This week’s worksheet concentrates on the middle of the story. Why not the beginning or the end? Well, in my experience these are the easiest parts. You know who’s involved and what you want to happen in the end. But the middle is the stinking swamp you need to traverse to get there. The middle is where all the trials begin.
Never forget this: What you write this month will not be published.
Not never, but certainly not in the form that it comes out on November 30. So with that in mind, go mad! Add in hundreds of characters to that party scene, name each of them and describe what they’re wearing, eating and drinking. And then move on and never look at them again. Or, if your scene lacks drama, snowstorm! (But my story is on a spaceship… Doesn’t matter. I said, SNOWSTORM!) You’re in control for this month. Let your inner child write your story with crayons! It doesn’t matter if it doesn’t make sense, or if it’s unnecessary, they are all words and they all count. Every single one.
Or, for those who find it hard to turn off their inner editors… Rewrite.

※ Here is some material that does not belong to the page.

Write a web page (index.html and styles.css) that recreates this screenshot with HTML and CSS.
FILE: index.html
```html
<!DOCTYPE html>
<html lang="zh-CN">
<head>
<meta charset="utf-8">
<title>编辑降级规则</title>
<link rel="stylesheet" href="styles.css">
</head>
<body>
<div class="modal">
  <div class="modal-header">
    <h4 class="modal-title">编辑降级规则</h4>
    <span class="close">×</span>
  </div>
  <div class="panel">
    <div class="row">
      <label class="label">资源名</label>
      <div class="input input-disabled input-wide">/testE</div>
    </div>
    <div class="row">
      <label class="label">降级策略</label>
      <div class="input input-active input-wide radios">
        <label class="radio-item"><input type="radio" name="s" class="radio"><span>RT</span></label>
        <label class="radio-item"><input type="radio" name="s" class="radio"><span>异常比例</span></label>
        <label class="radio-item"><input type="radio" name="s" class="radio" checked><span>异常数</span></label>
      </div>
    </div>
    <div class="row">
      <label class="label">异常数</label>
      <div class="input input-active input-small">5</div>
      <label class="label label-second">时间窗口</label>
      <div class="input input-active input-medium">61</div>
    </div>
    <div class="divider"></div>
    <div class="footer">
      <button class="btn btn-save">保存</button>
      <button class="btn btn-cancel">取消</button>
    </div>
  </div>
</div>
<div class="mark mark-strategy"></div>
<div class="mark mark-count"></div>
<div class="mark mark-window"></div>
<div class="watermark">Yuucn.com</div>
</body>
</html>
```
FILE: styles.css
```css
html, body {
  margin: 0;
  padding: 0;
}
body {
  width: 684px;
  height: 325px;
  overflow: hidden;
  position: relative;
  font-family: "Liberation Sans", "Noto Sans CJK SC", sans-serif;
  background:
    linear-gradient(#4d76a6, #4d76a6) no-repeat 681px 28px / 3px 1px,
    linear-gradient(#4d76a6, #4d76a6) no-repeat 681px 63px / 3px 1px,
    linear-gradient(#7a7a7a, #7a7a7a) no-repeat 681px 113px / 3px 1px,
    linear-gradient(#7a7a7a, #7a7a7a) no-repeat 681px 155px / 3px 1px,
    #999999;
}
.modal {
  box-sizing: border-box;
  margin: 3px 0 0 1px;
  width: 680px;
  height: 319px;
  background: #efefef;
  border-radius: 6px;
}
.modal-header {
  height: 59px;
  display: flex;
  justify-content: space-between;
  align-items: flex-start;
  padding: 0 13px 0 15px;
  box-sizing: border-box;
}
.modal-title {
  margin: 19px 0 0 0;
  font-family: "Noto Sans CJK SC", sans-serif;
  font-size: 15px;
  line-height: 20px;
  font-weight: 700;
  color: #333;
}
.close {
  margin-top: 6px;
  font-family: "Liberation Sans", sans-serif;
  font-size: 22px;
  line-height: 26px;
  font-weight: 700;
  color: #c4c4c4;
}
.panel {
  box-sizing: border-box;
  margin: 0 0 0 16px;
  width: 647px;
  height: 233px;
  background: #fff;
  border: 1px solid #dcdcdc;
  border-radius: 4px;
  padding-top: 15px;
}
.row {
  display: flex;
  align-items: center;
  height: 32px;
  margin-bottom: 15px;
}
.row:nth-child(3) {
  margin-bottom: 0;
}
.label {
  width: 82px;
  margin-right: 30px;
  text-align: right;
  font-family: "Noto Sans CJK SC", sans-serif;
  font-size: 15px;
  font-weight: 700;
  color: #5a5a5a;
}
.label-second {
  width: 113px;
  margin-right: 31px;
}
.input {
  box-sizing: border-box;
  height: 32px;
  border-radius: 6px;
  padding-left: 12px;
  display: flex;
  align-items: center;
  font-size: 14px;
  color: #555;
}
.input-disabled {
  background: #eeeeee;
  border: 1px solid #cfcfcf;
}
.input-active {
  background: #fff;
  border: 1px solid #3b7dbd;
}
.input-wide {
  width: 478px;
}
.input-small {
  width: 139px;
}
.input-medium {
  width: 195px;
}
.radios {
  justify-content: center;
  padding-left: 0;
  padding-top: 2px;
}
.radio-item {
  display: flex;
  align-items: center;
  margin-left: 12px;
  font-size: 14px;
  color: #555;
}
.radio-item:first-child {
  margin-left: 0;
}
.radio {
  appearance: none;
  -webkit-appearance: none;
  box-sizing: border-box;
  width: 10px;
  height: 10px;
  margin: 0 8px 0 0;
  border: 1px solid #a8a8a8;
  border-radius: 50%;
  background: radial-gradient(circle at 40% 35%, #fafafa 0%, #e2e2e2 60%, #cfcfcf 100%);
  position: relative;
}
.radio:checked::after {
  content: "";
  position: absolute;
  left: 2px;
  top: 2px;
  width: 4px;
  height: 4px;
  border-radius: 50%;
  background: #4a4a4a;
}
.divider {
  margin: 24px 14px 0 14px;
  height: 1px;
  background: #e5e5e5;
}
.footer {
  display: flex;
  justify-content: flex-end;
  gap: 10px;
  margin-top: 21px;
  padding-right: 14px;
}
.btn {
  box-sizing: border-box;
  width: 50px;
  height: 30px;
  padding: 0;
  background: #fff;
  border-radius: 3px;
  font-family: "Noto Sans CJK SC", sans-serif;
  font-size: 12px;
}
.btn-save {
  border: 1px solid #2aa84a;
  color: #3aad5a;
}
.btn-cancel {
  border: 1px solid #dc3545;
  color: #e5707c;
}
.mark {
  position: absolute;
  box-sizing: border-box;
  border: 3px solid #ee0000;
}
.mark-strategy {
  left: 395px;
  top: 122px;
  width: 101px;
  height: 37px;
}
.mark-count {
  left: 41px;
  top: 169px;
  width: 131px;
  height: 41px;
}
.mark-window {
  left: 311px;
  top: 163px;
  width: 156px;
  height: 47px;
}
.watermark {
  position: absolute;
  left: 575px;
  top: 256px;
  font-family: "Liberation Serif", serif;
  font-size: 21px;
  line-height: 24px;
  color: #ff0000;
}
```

Rewrite the same sentence ten times if you want to. But always start a new line, never delete. And type each word by hand if you want to avoid feeling like you’re cheating. All the words count. You wrote them.
And dream sequences are awesome when you’re stuck. Literally anything can happen without affecting your plot. And look at all the lovely words.
If you really want to publish your story, you will have to draft and redraft anyway, so don’t let the first attempt zap all the fun out of the experience. Don’t be afraid of writing the impossible or the improbable or the downright loony. Have fun.
So updating my blog regularly through November turned out to be a bogus call. As it turned out, I just didn’t have time. See, I decided, since last year’s NaNo project was so successful, that I would do it again. Only I’d make it more difficult by also moving house.